GABRIEL STERLING is preparing for trouble: “Do we have concerns? Yes. Do we have backup plans? Sure. I don’t want to get too deep into them, because I don’t want people to have backup plans to our backup plans.”
President Donald Trump has claimed without evidence that unprecedented numbers of mail-in ballots will lead to widespread fraud by Democrats in the November presidential election. The president has also repeatedly refused to commit to a peaceful transfer of power if the vote count indicates he has lost to Democratic challenger Joe Biden.
The comments have Democrats worried that Trump’s campaign will seek to dispute the election results. That could set off one of many legal and political dramas in which the presidency could be decided by some combination of the courts, state politicians and Congress.
Early voting data shows Democrats are voting by mail in far greater numbers than Republicans. In states such as Pennsylvania and Wisconsin that do not count mail-in ballots until Election Day, initial results could skew in Trump’s favor, experts say, while the mail ballots counted more slowly are expected to favor Biden. Democrats have expressed concern that Trump will declare victory on election night and then claim mail-in ballots counted in the following days are tainted by fraud.
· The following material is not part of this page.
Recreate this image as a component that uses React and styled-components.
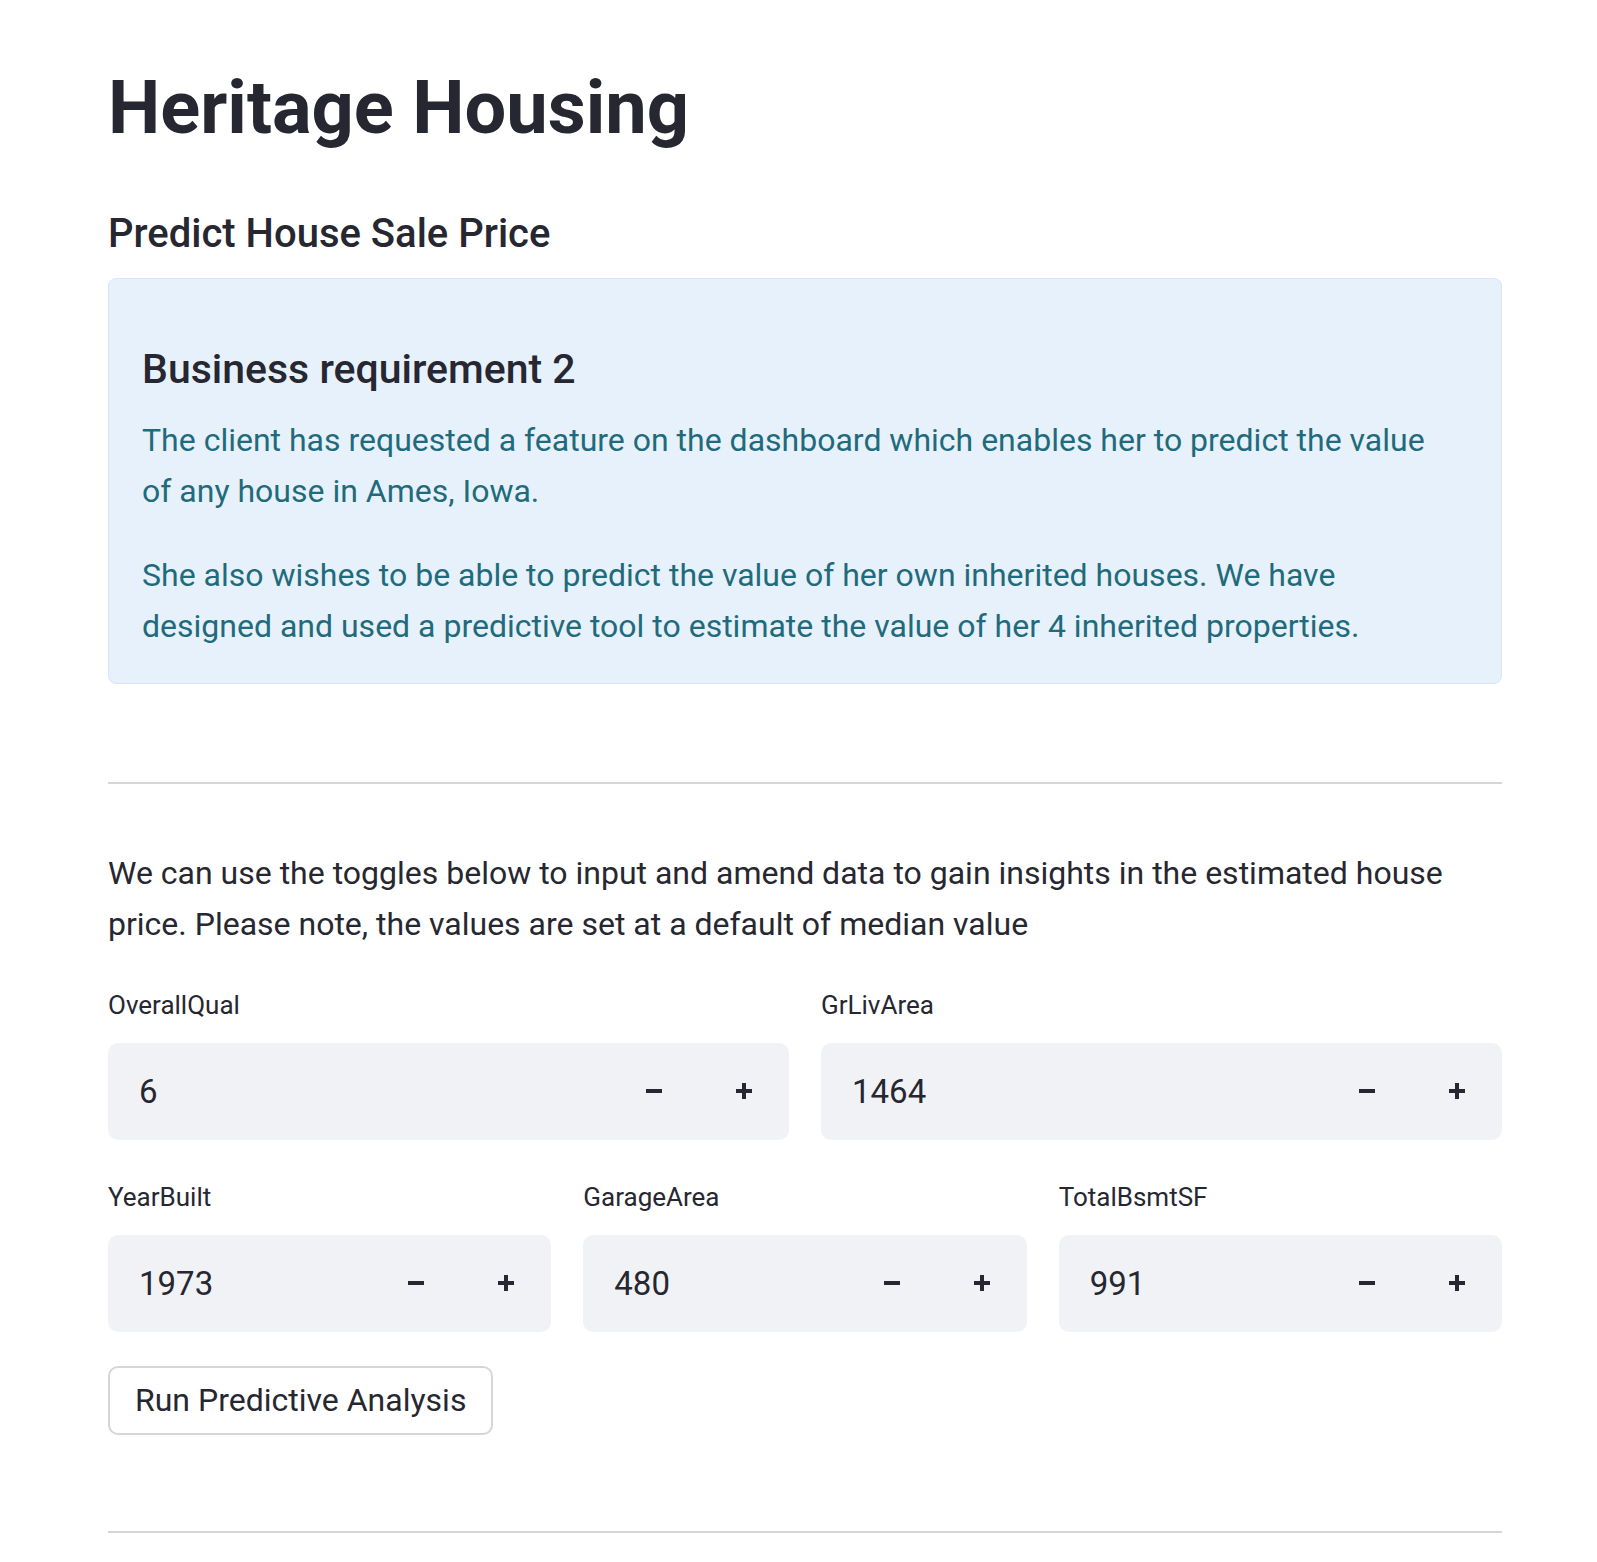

A close election could result in litigation over voting and ballot-counting procedures in battleground states. Cases filed in individual states could eventually reach the U.S. Supreme Court, as Florida’s election did in 2000, when Republican George W. Bush prevailed over Democrat Al Gore by just 537 votes in Florida after the high court halted a recount.
Trump has pushed the Republican-held Senate to confirm Amy Coney Barrett as Supreme Court justice, which would create a 6-3 conservative majority that could favor the president if the courts weigh in on a contested election.
The U.S. president is not elected by a majority of the popular vote. Under the Constitution, the candidate who wins the majority of 538 electors, known as the Electoral College, becomes the next president. In 2016, Trump lost the national popular vote to Democrat Hillary Clinton but secured 304 electoral votes to her 227.
The candidate who wins each state’s popular vote typically earns that state’s electors. This year, the electors meet on Dec. 14 to cast votes. Both chambers of Congress will meet on Jan. 6 to count the votes and name the winner.